Like Woodrow Wilson’s League of Nations — the victors imposing their order on defeated and newly-created ethnic “nations” in a utopian fashion — the later United Nations goal was to create the same and prevent future wars. Wilson naively believed that the League could prevent unethical behavior by states and use force to control them which did nothing but spark future wars. Today, formerly Christian nations in Europe have shed their historical identities to become merely market collectives with no borders, and populations of multi-ethnic tribes warring against each other.
Bernhard Thuersam, www.Circa1865.com The Great American Political Divide
Today’s Tower of Babel
“[Western] nations are obviously evolving into godless societies; they hail not the sovereignty of God but of man, and claim that religious beliefs are essentially detrimental to peace. But it takes only common sense to realize that atheism goes hand in hand with unfettered individualism.

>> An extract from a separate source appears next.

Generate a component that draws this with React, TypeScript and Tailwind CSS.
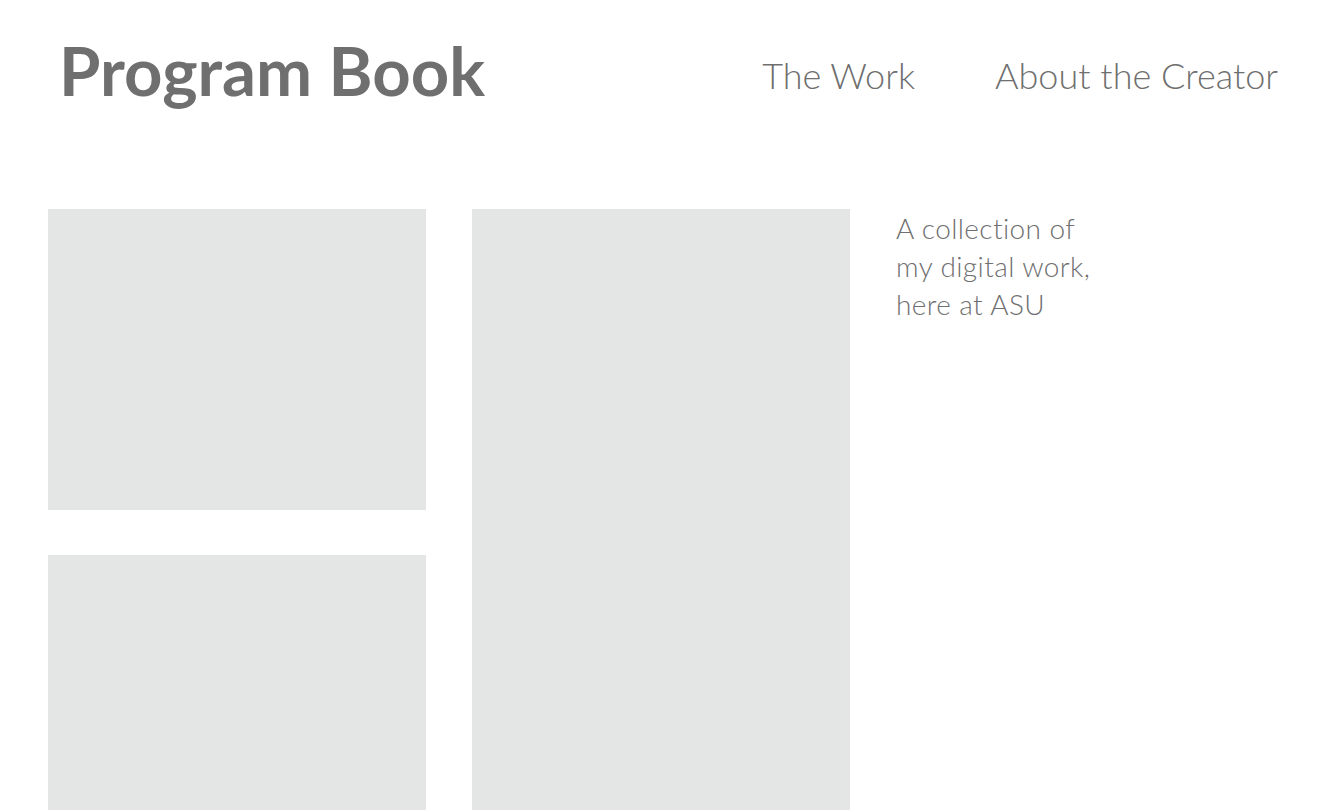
export default function App() {
  return (
    <div className="min-h-[810px] h-[810px] overflow-hidden bg-white font-['Lato','Noto_Sans',sans-serif] text-[#6f6f6f]">
      <header className="flex items-start justify-between pl-[59px] pr-[46px] pt-[30px]">
        <h1 className="text-[67px] font-bold leading-[80px]">Program Book</h1>
        <nav className="mt-[23px] flex gap-[80px] text-[36px] font-light leading-[44px]">
          <a>The Work</a>
          <a>About the Creator</a>
        </nav>
      </header>

      <main className="mt-[99px] flex gap-[46px] pl-12">
        <div className="flex w-[378px] flex-col gap-[45px]">
          <div className="h-[301px] bg-[#e4e5e5]" />
          <div className="h-[301px] bg-[#e4e5e5]" />
        </div>
        <div className="h-[640px] w-[378px] bg-[#e4e5e5]" />
        <p className="w-[240px] text-[28px] font-light leading-[38px] tracking-[0.4px]">
          A collection of
          <br />
          my digital work,
          <br />
          here at ASU
        </p>
      </main>
    </div>
  );
}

Modern times are times of hostility to religion; it is no happenstance that they have also seen the birth of radical individual freedom. Epicurus long ago taught that there could be no society among men but that which obtains among small circles of friends; it is no happenstance that he also taught that there are no gods.
Inasmuch as a nation is a cohesive body whose members are the individual citizens, it needs some sort of cementing mortar to bridge the gap that the freedom of each unavoidably creates between them, and all the more as such freedom becomes absolute. Building such a bridge presupposes that all citizens participate in something . . . [that] transcends them all . . . binding them without oppressing them.
And since this is the very definition of a religious belief, it must be concluded that no nation exists that is not upheld by some religious faith. Nations are terrestrial vessels anchored in the skies.
But Europe used to believe in a religion that (even though the passions of men led them too often to ignore it) preached a love of one’s neighbor that did not imply hatred of foreigners. Indeed, classic orthodox Christianity always taught men to love their own countries together with all men, irrespective of their nationalities. But then it meant that, just as is the case for individuals, nations – though distinct entities – felt they were parts of the same world; not a political one, since they all retained some sort of independence, but a spiritual one, whose unity was manifested at the time by their common compliance with one spiritual authority.
Today, we have something paradoxically called the United Nations, whose more or less goal is to unite mankind in a worldwide society built on the ruins of all nations. It is our Tower of Babel.”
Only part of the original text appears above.